Union configuration example:

{
  "whitelist": {},
  "union": {
    "bizzflow-install-gco.raw_ex_mysql_test.table": {
      "sources": [
        {
          "kex": "raw_ex_mysql_test",
          "table": "table2",
          "project": "bizzflow-install-gco"
        }
      ],
      "distinct": false
    }
  },
  "filter": {},
  "copy": {
    "bizzflow-install-gco.raw_ex_mysql_test.table": {
      "incremental": false,
      "primary_key": [],
      "mark_deletes": false,
      "destination": {}
    }
  }
}

Whitelist

Instead copying whole table, whitelisting enables to select infdividual columns to be copied. Whitelisting is performed between raw and input stages. To perform whitelisting, insert the table configuration with selected columns into the "whitelist": {} in the step.json in your project repository. Always include the column __timestamp in the list of columns. Separate each table configuration by ,. Additonal info as well as sample configs can be found in README.md in your project repository.

Whitelist configuration example:

{
  "whitelist": {
    "bizzflow-install-gco.raw_ex_mysql_test.table": {
      "columns": ["colunm1", "column6", "column7", "__timestamp"]
    }
  },
  "union": {},
  "filter": {},
  "copy": {
    "bizzflow-install-gco.raw_ex_mysql_test.table": {
      "incremental": false,
      "primary_key": [],
      "mark_deletes": false,
      "destination": {}
    }
  }
}

Filter

Filtering a table means configuring which rows should be included in a table. It is equvivalent to applying a ‘WHERE’ condition on a table. There are two ways of configuring the filter: by specifying the columns and the filtering criteria in the list of columns or by specifying custom_query:

  • Specifying filtering conditions in columns: if multiple columns are specified, all the conditions must hold (equivalent to ‘AND’ operator)
  • Specifying custom_query: if you need to specify more komplex filtering condition, you may use custom query in the same way as in SQL ‘WHERE’ condition.
  • Filtering by date: For filtering a column of type date, use filtering by columns and specify, that the column type is date in the filter setting, i.e. "type": "date".
  • If both, columns and custom_query are specified, custom_query is used. If you use columns filter, do not include custom_query in the table filter configuration and vice versa.

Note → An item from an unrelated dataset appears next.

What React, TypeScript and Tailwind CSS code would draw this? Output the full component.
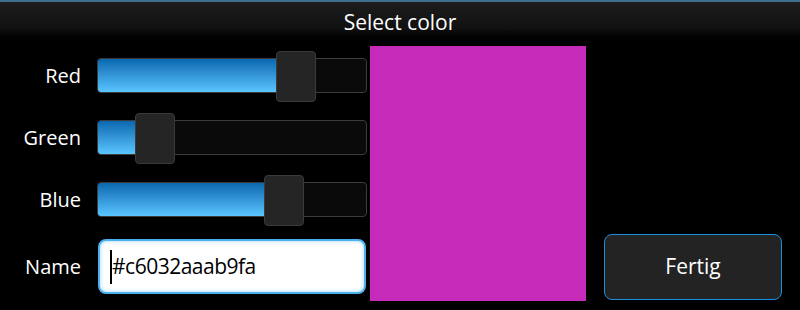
import React from "react";

const font = { fontFamily: '"Open Sans", "DejaVu Sans", sans-serif' };

type SliderProps = { label: string; value: number };

// track 270px wide, handle 40px, so handle travels 230px
function ColorSlider({ label, value }: SliderProps) {
    const pos = Math.round((value / 255) * 230);
    return (
        <div className="flex items-center h-[51px]">
            <div className="w-[81px] text-right text-white text-[20px] leading-none">{label}</div>
            <div className="relative ml-[16px] w-[270px] h-[35px] rounded-[4px] border border-[#3c3c3c] bg-[#0a0a0a]">
                <div
                    className="h-full rounded-l-[3px] bg-gradient-to-b from-[#0868b0] to-[#5ac6ff]"
                    style={{ width: pos + 20 }}
                />
                <div
                    className="absolute top-[-8px] w-[40px] h-[51px] rounded-[4px] border border-[#3a3a3a] bg-[#252526]"
                    style={{ left: pos - 1 }}
                />
            </div>
        </div>
    );
}

export default function App() {
    return (
        <div className="w-[800px] h-[310px] bg-black flex flex-col overflow-hidden" style={font}>
            <div className="h-[46px] border-t-2 border-[#3f6f8f] bg-gradient-to-b from-[#1d1d1d] via-[#111] via-60% to-black flex justify-center">
                <div className="text-white text-[21px] pt-[5px]">Select color</div>
            </div>
            <div className="flex flex-1">
                <div className="w-[367px] pt-[4px] flex flex-col gap-[11px]">
                    <ColorSlider label="Red" value={198} />
                    <ColorSlider label="Green" value={42} />
                    <ColorSlider label="Blue" value={185} />
                    <div className="flex items-center mt-[3px]">
                        <div className="w-[81px] text-right text-white text-[20px]">Name</div>
                        <div className="ml-[17px] w-[268px] h-[55px] rounded-[8px] border-2 border-[#4db0ee] bg-white shadow-[inset_0_0_4px_#9ad6ff] flex items-center pl-[10px]">
                            <span className="w-[2px] h-[34px] bg-black" />
                            <span className="text-black text-[21px] tracking-[-0.5px]">#c6032aaab9fa</span>
                        </div>
                    </div>
                </div>
                <div className="ml-[3px] w-[216px] h-[255px] bg-[#c62ab9]" />
                <div className="flex-1 flex items-end pl-[18px] pb-[10px]">
                    <button className="w-[178px] h-[66px] rounded-[8px] border border-[#1a8fdc] bg-[#232323] text-white text-[21px]">
                        Fertig
                    </button>
                </div>
            </div>
        </div>
    );
}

Filter configuration example:

{
  "whitelist": {},
  "union": {},
  "filter": {
    "bizzflow-install-gco.raw_ex_mysql_test.tables": {
      "columns": [
        {
          "column": "some_column",
          "condition": ">",
          "value": 0,
          "type": ""
        }
      ],
      "custom_query": "(`some_column` > 0 OR `another_column` = '10') AND `column_xy`!='some_string'"
    }
  },
  "copy": {
    "bizzflow-install-gco.raw_ex_mysql_test.table": {
      "incremental": false,
      "primary_key": [],
      "mark_deletes": false,
      "destination": {}
    }
  }
}

Copy

There are several options how individual table is copied:

KeyTypeDescription
typestringtransformation type (currently only sql type is supported)
incremetalbooltrue for incremental copy, false for full
primary_keylist of stringslist of column names to create composite primary key from
mark_deletesboolmarkes deleted rows as ‘D’ in last_operation column instead of deleteing the row, relevant for incremental copy only
destinationdictdestination table, if not specified, default setting is used

Copy configuration example:

{
  "whitelist": {},
  "union": {},
  "filter": {},
  "copy": {
    "bizzflow-install-gco.raw_ex_mysql_test.table": {
      "incremental": false,
      "primary_key": [],
      "mark_deletes": false,
      "destination": {
        "kex": "in_something",
        "table": "some_table",
        "project": "bizzflow-install-gco"
      }
    }
  }
}

Example: Incremental processing

Since usually a large portion of what is called a “big data” do not tend to change much, a very common use-case is processing (or extracting) only a portion of the data in order to save processing time and power. This can be achieved thanks to Bizzflow’s step.

Imagine a situation where you have lots of data in your data source partitioned by date. Since your data pipeline runs every day, you do not need to extract data that were already extracted in previous runs. Instead, you would like to download a last day’s (or a few days') worth of data and “paste” it on top of the data extracted during previous runs.

Similar situation was described in ETL Process Structure chapter previously. As seen in the picture below, we were describing a process where only last month’s worth of data were added to a snapshot.

Incremental snapshotting
Incremental snapshotting

Let’s say we have an extractor set up, downloading last day’s data from MySQL:

/extractors/db.json

{
  "type": "ex-mysql",
  "config": {
    "host": "mydb.com",
    "user": "dbuser",
    "password": "#!#:mysql-db",
    "database": "mydatabase",
    "query": {
      "invoices": "SELECT * FROM `invoices` WHERE `invoice_date` > CURDATE() - INTERVAL 1 DAY"
    }
  }
}

/step.json

{
  "filter": {},
  "union": {},
  "whitelist": {},
  "copy": {
    "raw_ex_mysql_db.invoices": {
      "incremental": true,
      "primary_key": ["invoice_id"],
      "mark_deletes": false,
      "destination": {
        "kex": "in_main",
        "table": "invoices"
      }
    }
  }
}

After running this on June 2nd, you should have all of June 1sts invoices in in_main.invoices table. On the next day, there should be invoices for dates June 1st and June 2nd and so long.